Several years ago, I was the head of marketing for a large product-based, sales-powered organization that created high-end trade show booths and activations for brands. As you might expect, our sales team was sizeable — 30 representatives who worked all across the country.
At a company that was so dependent on its sales team, you’d expect that sales would run the show. But the unusual thing about this company is that marketing and sales worked together on everything.
My team was included in every sales training, and we brought the sales team into our marketing meetings. This tight collaboration meant that our two teams could integrate our strategies and support each other’s efforts on everything — from email cadences to lead nurture campaigns to sales scripts, and more. Marketing was seen and valued as a true part of the sales team.
This led to a huge increase in sales overall. How? Because not only was my team better able to bring in inbound leads and speak to the pain points sales was hearing from customers, but we were also able to help our sales colleagues follow up and close deals with support from marketing campaigns and collateral.
The truth is that marketing and sales are two sides of the same coin. When they are truly in alignment, great things happen. So why isn’t this the norm? And how do we, as CMOs, help solve this problem?
Here are a few things CMOs can do to move our companies in the right direction.
Recognize the culture you’re operating in with regard to sales and marketing.
In my experience — and I’d be willing to bet yours, too — marketing and sales departments are rarely encouraged to closely collaborate. In the worst cases, they’re set up as rivals competing for leads and budget.
My guess is that this has to do with a few different factors. One is the pressure sales teams are under to perform in the short term as opposed to the more long-term pressure marketing teams typically deal with. Another is the difference in how the C-suite understands what marketers do versus what salespeople do. But whatever the cause, if this is the case at your organization, you need to step in and address it before any other change can happen.
Start by noticing how the marketing staff talks about the sales staff and vice versa. Is there animosity? Apathy? Ignorance of what the other department is doing day to day, month to month? Once you have a feel for the relationship between sales and marketing, you can begin the work of fostering true alignment.
Work from a place of similarities, not differences.
This is leadership advice for any number of situations, but here it’s especially apt. That’s because sales and marketing have been moving closer and closer to each other over time. Sales is conducting fewer cold calls and relying more on inbound and relationship-building. Marketing is being asked to collect more data on our efforts and to measure against additional KPIs with shorter time frames. (There are pros and cons to this, as I discuss in this article.)
What this means is that sales goals and marketing goals may already be more in sync than your staff realizes. Add to this the fact that both departments are relying hard on inbound strategies, and you have a place of similarity that can help generate some productive discussion.

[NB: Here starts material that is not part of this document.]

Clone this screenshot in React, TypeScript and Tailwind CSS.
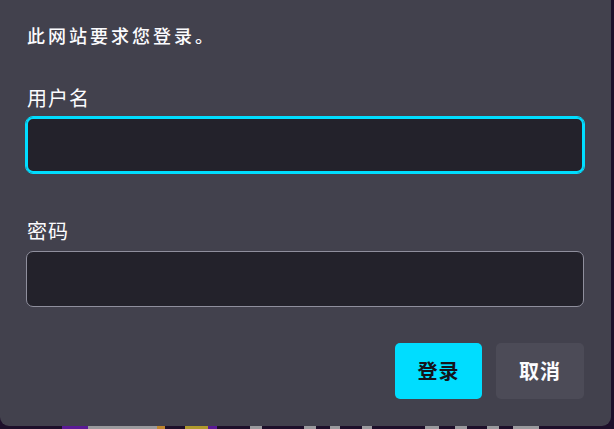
import React from 'react'

const strip = [
  { w: 62, c: 'bg-[#1d0f2a]' },
  { w: 26, c: 'bg-[#5b1a96]' },
  { w: 69, c: 'bg-[#9a9a9e]' },
  { w: 8, c: 'bg-[#c0862e]' },
  { w: 20, c: 'bg-[#1d0f2a]' },
  { w: 23, c: 'bg-[#b09a2c]' },
  { w: 9, c: 'bg-[#5b1a96]' },
  { w: 33, c: 'bg-[#1d0f2a]' },
  { w: 12, c: 'bg-[#9a9a9e]' },
  { w: 42, c: 'bg-[#1d0f2a]' },
  { w: 12, c: 'bg-[#9a9a9e]' },
  { w: 14, c: 'bg-[#1d0f2a]' },
  { w: 10, c: 'bg-[#9a9a9e]' },
  { w: 22, c: 'bg-[#1d0f2a]' },
  { w: 10, c: 'bg-[#9a9a9e]' },
  { w: 53, c: 'bg-[#1d0f2a]' },
  { w: 14, c: 'bg-[#9a9a9e]' },
  { w: 16, c: 'bg-[#1d0f2a]' },
  { w: 12, c: 'bg-[#9a9a9e]' },
  { w: 20, c: 'bg-[#1d0f2a]' },
  { w: 12, c: 'bg-[#9a9a9e]' },
  { w: 14, c: 'bg-[#1d0f2a]' },
  { w: 26, c: 'bg-[#9a9a9e]' },
]

export default function App() {
  return (
    <div
      className="flex h-[429px] w-[614px] flex-col overflow-hidden bg-[#1d0f2a] text-[#fbfbfe]"
      style={{ fontFamily: '"Noto Sans CJK SC", "Noto Sans", sans-serif' }}
    >
      <div className="flex h-[426px] w-[611px] shrink-0 flex-col rounded-b-[9px] bg-[#42414d] pl-[27px] pr-[27px] pt-[23px]">
        <p className="text-[18px] font-medium leading-[24px] tracking-[3px]">此网站要求您登录。</p>

        <label className="mt-[37px] text-[20px] leading-[28px] tracking-[1px]">用户名</label>
        <input
          type="text"
          className="-ml-px mt-[5px] h-[56px] w-[calc(100%+1px)] rounded-[7px] border-2 border-[#00ddff] bg-[#23222b] outline outline-1 outline-[#00ddff]"
        />

        <label className="mt-[44px] text-[20px] leading-[28px] tracking-[1px]">密码</label>
        <input
          type="password"
          className="-ml-px mt-[6px] h-[56px] w-[calc(100%+1px)] rounded-[7px] border border-[#8f8f9d] bg-[#23222b] outline-none"
        />

        <div className="mt-[36px] flex justify-end gap-[14px]">
          <button className="h-[56px] w-[87px] rounded-[5px] bg-[#00ddff] text-[20px] font-bold tracking-[1px] text-[#15141a]">
            登录
          </button>
          <button className="h-[56px] w-[88px] rounded-[5px] bg-[#4c4b57] text-[20px] font-bold tracking-[1px] text-[#fbfbfe]">
            取消
          </button>
        </div>
      </div>
      <div className="flex h-[3px] shrink-0">
        {strip.map((s, i) => (
          <div key={i} className={s.c} style={{ width: s.w }} />
        ))}
      </div>
    </div>
  )
}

Get face time (even if it’s virtual) with sales as much as possible.
As CMO, it’s your job to push for regular face time with the CSO and facilitate the same for your department staff.
Those successes my marketing team and I had at my former employer were only possible because we worked closely, in real time, with our sales colleagues.
Invite sales staff to your marketing meetings. Find ways for your team members to collaborate one on one with sales staff. Hold one-off meetings when you’re conceptualizing new campaigns or creating new messaging to get sales’ feedback on pain points and opportunities.
By simply being present with each other, the climate between sales and marketing teams will begin to warm up and make collaboration easier and more natural.
As important as these guidelines are, none of them will work if the CMO is unable to set a positive, collaborative tone with the sales team — whether due to a lack of support from the C-suite or from the sales department. But when those elements are available and the alignment is there, it’s incredible how much growth — sustainable growth — brands can achieve.